L’esclusione decennale dai concorsi per l’assegnazione di sedi farmaceutiche imposta dall’articolo 12, comma 4, della legge 475/68 ai farmacisti che hanno ceduto la propria farmacia si applica anche a coloro che abbiano ceduto le proprie quote di partecipazione a una società di persone o a una società di gestione, «modificando di conseguenza la titolarità di una sede farmaceutica assegnata tramite un precedente concorso». È il principio affermato nella sentenza (pubblicata il 19 giugno) con cui il Consiglio di Stato ha bocciato il ricorso di alcuni candidati al concorso straordinario campano, che a marzo il Tar di Napoli aveva escluso dalla graduatoria regionale.
Il contenzioso scaturiva dalla nota regionale del dicembre 2021, con cui si avvertiva che «saranno escluse le candidature, sia singole sia associate, in cui anche solo uno dei candidati abbia trasferito la titolarità della propria sede farmaceutica nei dieci anni precedenti alla presentazione della domanda di partecipazione al concorso o abbia trasferito la titolarità della propria sede farmaceutica nell’arco temporale intercorrente tra la domanda di partecipazione e oggi».
Sulla base di tale indicazione, alcuni candidati avevano impugnato la graduatoria davanti al Tar perché nell’elenco «erano presenti concorrenti che, nei dieci anni precedenti, avevano ceduto quote di società di persone ovvero avevano partecipato al concorso straordinario in altre Regioni e, ottenuta l’assegnazione di una sede farmaceutica, avevano costituito una società di gestione per poi cedere la propria quota di partecipazione».
Nella sua sentenza il Tar campano aveva esteso a tali fattispecie l’esclusione decennale di cui all’articolo 12 della 475/68 e il Consiglio di Stato ha confermato tale orientamento.
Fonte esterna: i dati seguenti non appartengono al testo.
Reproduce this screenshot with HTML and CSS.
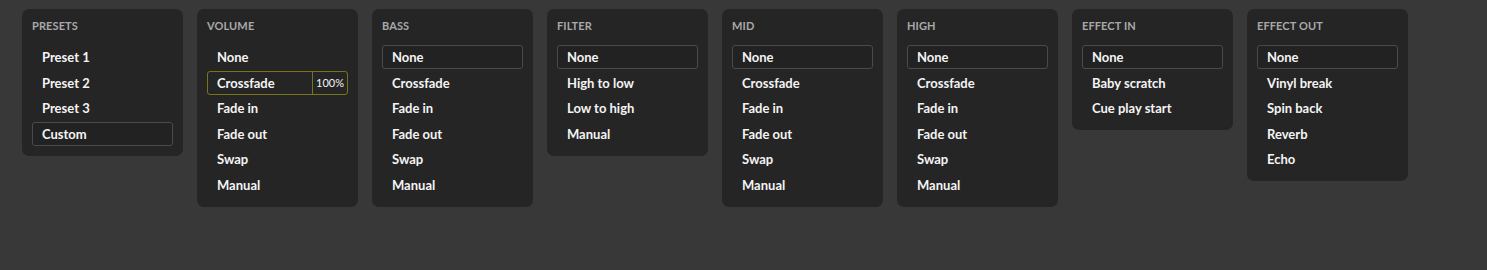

L’obiettivo che si prefigge la norma, ricordano i giudici amministrativi d’appello «è quello di conciliare, bilanciandoli, l’interesse privato del titolare dell’esercizio farmaceutico a conseguire un adeguato ritorno economico dalla posizione conseguita con quello pubblico a preservare la connotazione del servizio farmaceutico, evitando la prevalenza di intenti meramente speculativi e commerciali». La legge 124/2017 ha aperto al capitale la titolarità delle farmacie ha modificato il quadro normativo ma ha lasciato inalterate le disposizioni sulle incompatibilità, ragion per cui «la preclusione decennale deve trovare un adattamento interpretativo alle nuove forme di titolarità del presidio, salvaguardando finalità e ratio della previsione ostativa».
Tale adattamento, continuano i giudici, non può che ispirarsi alla sentenza 7 gennaio 2020 dell’Adunanza plenaria del Consiglio di Stato, dove si stabiliva che «la Regione, all’esito del concorso straordinario, deve assegnare anche formalmente la titolarità della sede vinta solo a quegli stessi farmacisti persone fisiche, che hanno a tale titolo partecipato al concorso, salvo, ovviamente, il diritto/dovere in capo a questi di gestire poi l’attività imprenditoriale nelle forme consentite dall’ordinamento».
Correttamente dunque, scrive il Consiglio di Stato, «il Tar ha stabilito che debbano essere esclusi dalla graduatoria (anche) i titolari di quote di una società di persone che deteneva una farmacia e delle quali successivamente si sono disfatti attraverso la cessione a terzi». Diversamente, «si finirebbe per consentire l’aggiramento del divieto di cui all’articolo 12», la cui funzione «è notoriamente quella di evitare che la “disponibilità” degli esercizi farmaceutici dipenda in buona parte dai farmacisti stessi e venga quindi sottratta alla dinamica concorsuale, consentendo loro di decidere di cedere la farmacia e liberamente concorrere per una nuova assegnazione in dispregio del fatto che fornire medicinali è un servizio pubblico che, ovviamente, prevale sul diritto del singolo a lucrare sull’attività farmaceutica stessa».